The Carrier asserted that its Notice satisfied its obligation under the Note to Rule 55 to give a reason for the contracting out. Here, the Carrier asserted that it
was not adequately equipped to handle all aspects of this project and that its forces did not possess the specialized skills required for all aspects of these installations, two of the exceptions listed under the Note. While the Carrier characterized this work as a smaller part of a large capacity expansion project, the Organization objects that this is really several smaller projects grouped together into one contracting notice.
This Board has previously defined large construction projects as those that “occur on such a scale that it is not realistic to think that they could be accomplished by Carrier forces working on overtime and weekends.” Third Division Award 41223. In that on-property Award, this Board denied a claim after recognizing that the Carrier was involved in “a huge undertaking that could easily require the assistance of outside forces to complete in a timely manner – and completing such a large project quickly, with a minimum disruption to the existing service, is an important and legitimate goal for the Carrier.”

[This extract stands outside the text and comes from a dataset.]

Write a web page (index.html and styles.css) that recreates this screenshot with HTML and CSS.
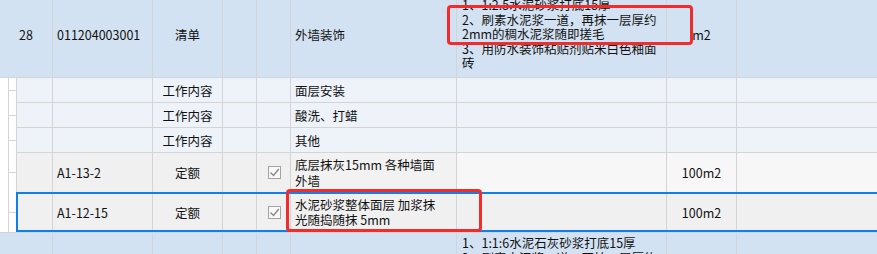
FILE: index.html
```html
<!DOCTYPE html>
<html lang="zh-CN">
<head>
<meta charset="utf-8">
<title>清单</title>
<link rel="stylesheet" href="styles.css">
</head>
<body>
<div class="sheet">
  <div class="row parent tall">
    <div class="c c0 center">28</div>
    <div class="c c1">011204003001</div>
    <div class="c c2 center">清单</div>
    <div class="c c3"></div>
    <div class="c c4"></div>
    <div class="c c5">外墙装饰</div>
    <div class="c c6 desc">1、1:2.5水泥砂浆打底15厚<br>2、刷素水泥浆一道，再抹一层厚约<br>2mm的稠水泥浆随即搓毛<br>3、用防水装饰粘贴剂贴米白色釉面<br>砖</div>
    <div class="c c7 center">m2</div>
    <div class="c c8"></div>
  </div>

  <div class="row child work">
    <div class="gutter"><span class="tick"></span><span class="tail"></span></div>
    <div class="c c0 first"></div>
    <div class="c c1"></div>
    <div class="c c2 center">工作内容</div>
    <div class="c c3"></div>
    <div class="c c4"></div>
    <div class="c c5">面层安装</div>
    <div class="c c6"></div>
    <div class="c c7"></div>
    <div class="c c8"></div>
  </div>

  <div class="row child work">
    <div class="gutter"><span class="tick"></span><span class="tail"></span></div>
    <div class="c c0 first"></div>
    <div class="c c1"></div>
    <div class="c c2 center">工作内容</div>
    <div class="c c3"></div>
    <div class="c c4"></div>
    <div class="c c5">酸洗、打蜡</div>
    <div class="c c6"></div>
    <div class="c c7"></div>
    <div class="c c8"></div>
  </div>

  <div class="row child work">
    <div class="gutter"><span class="tick"></span><span class="tail"></span></div>
    <div class="c c0 first"></div>
    <div class="c c1"></div>
    <div class="c c2 center">工作内容</div>
    <div class="c c3"></div>
    <div class="c c4"></div>
    <div class="c c5">其他</div>
    <div class="c c6"></div>
    <div class="c c7"></div>
    <div class="c c8"></div>
  </div>

  <div class="row child quota q1">
    <div class="gutter"><span class="tick"></span><span class="tail"></span></div>
    <div class="c c0 first"></div>
    <div class="c c1">A1-13-2</div>
    <div class="c c2 center">定额</div>
    <div class="c c3"></div>
    <div class="c c4 center">
      <svg class="chk" width="13" height="13" viewBox="0 0 13 13"><rect x="0.5" y="0.5" width="12" height="12" fill="#f9f9f9" stroke="#a3a3a3"/><polyline points="2.5,6.5 5.5,9.5 10.8,3" fill="none" stroke="#8a8a8a" stroke-width="1.4"/></svg>
    </div>
    <div class="c c5 lines">底层抹灰15mm 各种墙面<br>外墙</div>
    <div class="c c6 light"></div>
    <div class="c c7 center light">100m2</div>
    <div class="c c8 light"></div>
  </div>

  <div class="row child quota sel">
    <div class="gutter"><span class="tick"></span><span class="tail"></span></div>
    <div class="c c0 first"></div>
    <div class="c c1">A1-12-15</div>
    <div class="c c2 center">定额</div>
    <div class="c c3"></div>
    <div class="c c4 center">
      <svg class="chk" width="13" height="13" viewBox="0 0 13 13"><rect x="0.5" y="0.5" width="12" height="12" fill="#f9f9f9" stroke="#a3a3a3"/><polyline points="2.5,6.5 5.5,9.5 10.8,3" fill="none" stroke="#8a8a8a" stroke-width="1.4"/></svg>
    </div>
    <div class="c c5 lines">水泥砂浆整体面层 加浆抹<br>光随捣随抹 5mm</div>
    <div class="c c6"></div>
    <div class="c c7 center">100m2</div>
    <div class="c c8"></div>
  </div>

  <div class="row parent last">
    <div class="c c0"></div>
    <div class="c c1"></div>
    <div class="c c2"></div>
    <div class="c c3"></div>
    <div class="c c4"></div>
    <div class="c c5"></div>
    <div class="c c6 desc top">1、1:1:6水泥石灰砂浆打底15厚<br>2、刷素水泥浆一道，再抹一层厚约</div>
    <div class="c c7"></div>
    <div class="c c8"></div>
  </div>
</div>

<div class="mark mark1"></div>
<div class="mark mark2"></div>
</body>
</html>
```

FILE: styles.css
```css
html, body {
  margin: 0;
  padding: 0;
  background: #ffffff;
}
body {
  position: relative;
  width: 877px;
  height: 254px;
  overflow: hidden;
  font-family: "Noto Sans CJK SC", "Liberation Sans", sans-serif;
  font-size: 12.5px;
  color: #111;
}
.sheet {
  margin-top: -8px;
  display: flex;
  flex-direction: column;
}
.row {
  display: grid;
  grid-template-columns: 16px 37px 100px 70px 34px 34px 166px 210px 70px 1fr;
  position: relative;
}
.c {
  box-sizing: border-box;
  border-right: 1px solid #d4d4d4;
  border-bottom: 1px solid #d4d4d4;
  display: flex;
  align-items: center;
  padding-left: 4px;
  white-space: nowrap;
  line-height: 15px;
  min-width: 0;
  overflow: hidden;
}
.c.center {
  justify-content: center;
  padding-left: 0;
}
.c6 { padding-left: 5px; }
.c8 { border-right: none; }

.parent .c { background: #d3e2f2; }
.parent .c0 { grid-column: 1 / span 2; }
.tall { height: 86px; }
.desc { line-height: 14.5px; }

.last { height: 60px; }
.last .c { border-bottom: none; border-top: 1px solid #d4d4d4; }
.top { align-items: flex-start; padding-top: 3px; }

.gutter {
  background: #ffffff;
  display: flex;
  flex-direction: column;
}
.tick {
  height: 50%;
  margin-left: 8px;
  border-left: 1px solid #d4d4d4;
  border-bottom: 1px solid #d4d4d4;
  box-sizing: border-box;
}
.tail {
  flex: 1;
  margin-left: 8px;
  border-left: 1px solid #d4d4d4;
}
.first { border-left: 1px solid #d4d4d4; }

.work { height: 25px; }
.work .c { background: #eef3f9; }

.quota .c { background: #f0f0f0; }
.quota .c5 { background: #f2f2f2; }
.quota .c.light { background: #f7f7f7; }
.q1 { height: 40px; }
.sel { height: 39px; }
.sel .c, .sel .c5 { background: #f0f0f0; }
.sel::after {
  content: "";
  position: absolute;
  left: 16px;
  right: -4px;
  top: -1px;
  bottom: 0;
  border: 2px solid #0d80ee;
  pointer-events: none;
}
.lines { line-height: 15.5px; }
.chk { display: block; margin-left: 1px; }

.mark {
  position: absolute;
  box-sizing: border-box;
  border: 3px solid #f42b2b;
  border-radius: 4px;
}
.mark1 {
  left: 447px;
  top: 5px;
  width: 246px;
  height: 40px;
}
.mark2 {
  left: 286px;
  top: 189px;
  width: 196px;
  height: 43px;
}
```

Here, we find that the Carrier’s conclusion that it is “not adequately equipped” to complete this large-scale project without assistance from outside forces was not unreasonable. Like many other large scale projects undertaken by this Carrier, the claimed work here is but one small part of a larger construction project. The Board concludes that the Carrier was not adequately equipped to handle the work, and it did not violate the Agreement when it contracted out the work in this claim.
Claim denied.
This Board, after consideration of the dispute identified above, hereby orders that an Award favorable to the Claimant(s) not be made.
NATIONAL RAILROAD ADJUSTMENT BOARD
By Order of Third Division Dated at Chicago, Illinois, this 22nd day of February 2024.